Given this context, a writer like Coetzee is very interesting. In many ways he is a part of the artistic establishment, the elite. He has a PhD in linguistics, teaching at universities in the U.S. and South Africa. He has won many of the awards in the literary world, even including the Nobel Prize. So he is a great writer. But what does that mean, substantively? Is it just that he speaks a rareified form of language that is the preserve of the vestiges of the European elite (and their settler colonies)? Or does his writing address those stories which haunt the human soul?

Clearly I should affirm the latter. After reading his work Disgrace, which won the Man Booker Prize, I think that is true. But its not apparently true, and I think that one way to move towards a more healthy artistic world is to not hold those who have won prizes in such high esteem that we miss the point that they are human beings telling stories, just like us.
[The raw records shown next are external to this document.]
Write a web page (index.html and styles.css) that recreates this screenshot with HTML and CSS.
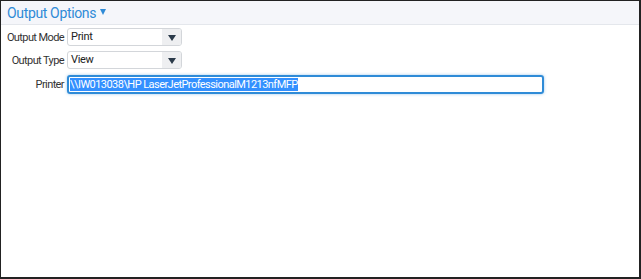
FILE: index.html
```html
<!DOCTYPE html>
<html lang="en">
  <head>
    <meta charset="UTF-8" />
    <title>Output Options</title>
    <link rel="stylesheet" href="styles.css">
  </head>
  <body>
    <div class="frame">
      <div class="header">
        <span class="title">Output Options</span>
        <span class="caret"></span>
      </div>

      <div class="form">
        <label class="label">Output Mode</label>
        <div class="select">
          <span class="select-value">Print</span>
          <span class="select-arrow"><span class="tri"></span></span>
        </div>

        <label class="label">Output Type</label>
        <div class="select">
          <span class="select-value">View</span>
          <span class="select-arrow"><span class="tri"></span></span>
        </div>

        <label class="label">Printer</label>
        <div class="text-input">
          <span class="selected">\\IW013038\HP LaserJetProfessionalM1213nfMFP</span>
        </div>
      </div>
    </div>
  </body>
</html>
```

FILE: styles.css
```css
body {
  margin: 0;
  font-family: Roboto, Arial, sans-serif;
  background: #fff;
}
.frame {
  box-sizing: border-box;
  width: 641px;
  height: 279px;
  border: 1px solid #222;
  border-right-width: 2px;
  border-bottom-width: 2px;
}
.header {
  height: 23px;
  background-color: #f5f6fa;
  border-bottom: 1px solid #e4e7ec;
  padding-left: 6px;
  display: flex;
  align-items: center;
  color: #2f8bd7;
}
.title {
  font-size: 14px;
  letter-spacing: -0.35px;
}
.caret {
  width: 0;
  height: 0;
  border-left: 3.5px solid transparent;
  border-right: 3.5px solid transparent;
  border-top: 6px solid #2f8bd7;
  margin-left: 4px;
  margin-top: -2px;
}
.form {
  display: grid;
  grid-template-columns: 63px auto;
  column-gap: 3px;
  row-gap: 5px;
  padding-top: 3px;
  align-items: center;
  justify-items: start;
}
.label {
  justify-self: end;
  white-space: nowrap;
  font-size: 11px;
  letter-spacing: -0.6px;
  color: #333;
}
.select {
  box-sizing: border-box;
  width: 115px;
  height: 18px;
  border: 1px solid #d3d6da;
  border-radius: 3px;
  display: flex;
  font-size: 11px;
  letter-spacing: -0.3px;
  color: #222;
  overflow: hidden;
}
.select-value {
  flex: 1;
  padding-left: 3px;
  line-height: 16px;
}
.select-arrow {
  width: 19px;
  background-color: #eeeff1;
  display: flex;
  align-items: center;
  justify-content: center;
}
.tri {
  width: 0;
  height: 0;
  border-left: 4px solid transparent;
  border-right: 4px solid transparent;
  border-top: 6px solid #2b3a4a;
  margin-top: 2px;
}
.text-input {
  box-sizing: border-box;
  width: 477px;
  height: 19px;
  margin-top: 1px;
  border: 2px solid #2f8bd7;
  border-radius: 3px;
  box-shadow: 0 0 3px rgba(47, 139, 215, 0.5);
  font-size: 11px;
  letter-spacing: -0.55px;
  line-height: 13px;
  padding-left: 1px;
  display: flex;
  align-items: center;
}
.selected {
  background-color: #3390ff;
  color: #fff;
}
```
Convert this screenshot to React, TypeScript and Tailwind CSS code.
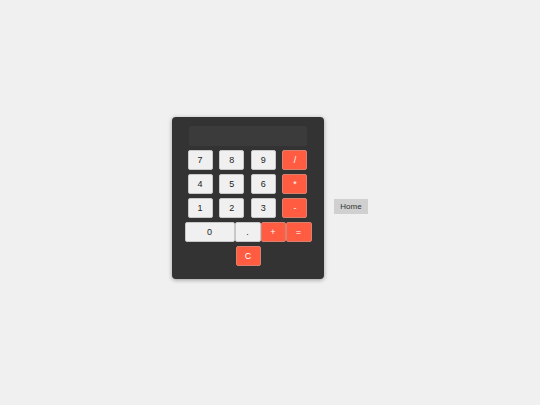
import React, { useState } from 'react';

const light = 'bg-[#f0f0f0] text-[#222] border-[#c8c8c8]';
const orange = 'bg-[#ff5c42] text-white border-[#d9806f]';

const Key: React.FC<{ label: string; tone?: 'light' | 'orange'; width?: string; onPress: (v: string) => void }> = ({
  label,
  tone = 'light',
  width = 'w-[25px]',
  onPress,
}) => (
  <button
    onClick={() => onPress(label)}
    className={`${width} h-[20px] flex items-center justify-center border rounded-[2px] text-[9px] leading-none ${
      tone === 'orange' ? orange : light
    }`}
  >
    {label}
  </button>
);

const App: React.FC = () => {
  const [display, setDisplay] = useState('');

  const press = (v: string) => {
    if (v === 'C') return setDisplay('');
    if (v === '=') {
      try {
        // eslint-disable-next-line no-new-func
        setDisplay(String(Function(`return (${display})`)()));
      } catch {
        setDisplay('Error');
      }
      return;
    }
    setDisplay(display + v);
  };

  const rows = [
    ['7', '8', '9', '/'],
    ['4', '5', '6', '*'],
    ['1', '2', '3', '-'],
  ];

  return (
    <div
      className="min-h-screen w-full bg-[#f0f0f0] flex justify-center items-start pt-[117px] gap-[10px]"
      style={{ fontFamily: '"Liberation Sans", Arial, sans-serif' }}
    >
      {/* Calculator */}
      <div className="w-[152px] h-[162px] bg-[#333333] rounded-[4px] shadow-[0_1px_4px_rgba(0,0,0,0.35)] flex flex-col items-center pt-[9px]">
        <div className="w-[118px] h-[20px] bg-[#3b3b3b] rounded-[2px] text-white text-[10px] flex items-center justify-end px-2">
          {display}
        </div>
        <div className="mt-[4px] flex flex-col gap-[4px]">
          {rows.map((row) => (
            <div key={row[0]} className="w-[120px] flex justify-between">
              {row.map((k) => (
                <Key key={k} label={k} tone={k === '/' || k === '*' || k === '-' ? 'orange' : 'light'} onPress={press} />
              ))}
            </div>
          ))}
          <div className="flex -mx-[3px]">
            <Key label="0" width="w-[50px]" onPress={press} />
            <Key label="." width="w-[26px]" onPress={press} />
            <Key label="+" tone="orange" onPress={press} />
            <Key label="=" tone="orange" width="w-[26px]" onPress={press} />
          </div>
          <div className="flex justify-center">
            <Key label="C" tone="orange" onPress={press} />
          </div>
        </div>
      </div>

      {/* Home */}
      <button className="mt-[82px] w-[34px] h-[15px] bg-[#d0d0d0] text-[#333] font-normal text-[8px] leading-none flex items-center justify-center">
        Home
      </button>
    </div>
  );
};

export default App;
The words are not magic--their power is in awaking memories and perceptions of the world which are fundamentally true and speak across genres and languages. 

Disgrace is a novel about a man with a mind-numbing series of love affairs with women. He spends most of the book obsessed with an opera he wants to write about Byron, and like Byron he cannot seem to avoid seducing every woman he meets. It could become fodder for a James Bond comedy except that Coetzee shows his protagonist in brutal full-color. He is expelled from his university after an affair with a student; he sleeps with women he meets on street corners and at one time hires a woman to be his weekly liaision in a secret location. He is at once dominated by and fascinated with women, but mostly their bodies, not their souls.

The preferred route to deal with such a character is to reform him--to teach him to value women as more than just objects. Coetzee avoids that route, preferring to let David Lurie indulge in hopeless fantasies long after he should have learned his lesson. When his own daughter is raped, Lurie begins to learn, begins to grasp what sex is like for a woman, what she might experience. But he never fully arrives at those realizations. They remain incipent, underdetermined. 

Of course accepting a book like that is hard. We want characters with dark problems to be reformed. We want them to recant and see the light. So reading Disgrace is about reading on a person's life without fully endorsing it. Understanding it as a portrait that is not an icon. 

Literary fiction, as on my teachers said, may well be its own genre. As a genre it should have a purpose--and perhaps its purpose is to take the stories we want to tell, but keep them from reaching easy conclusions. To force us to look beyond our blithe statements about life into the somewhat grotesque reality around us.

Not always a fun read, but at the end of the day, an absorbing one.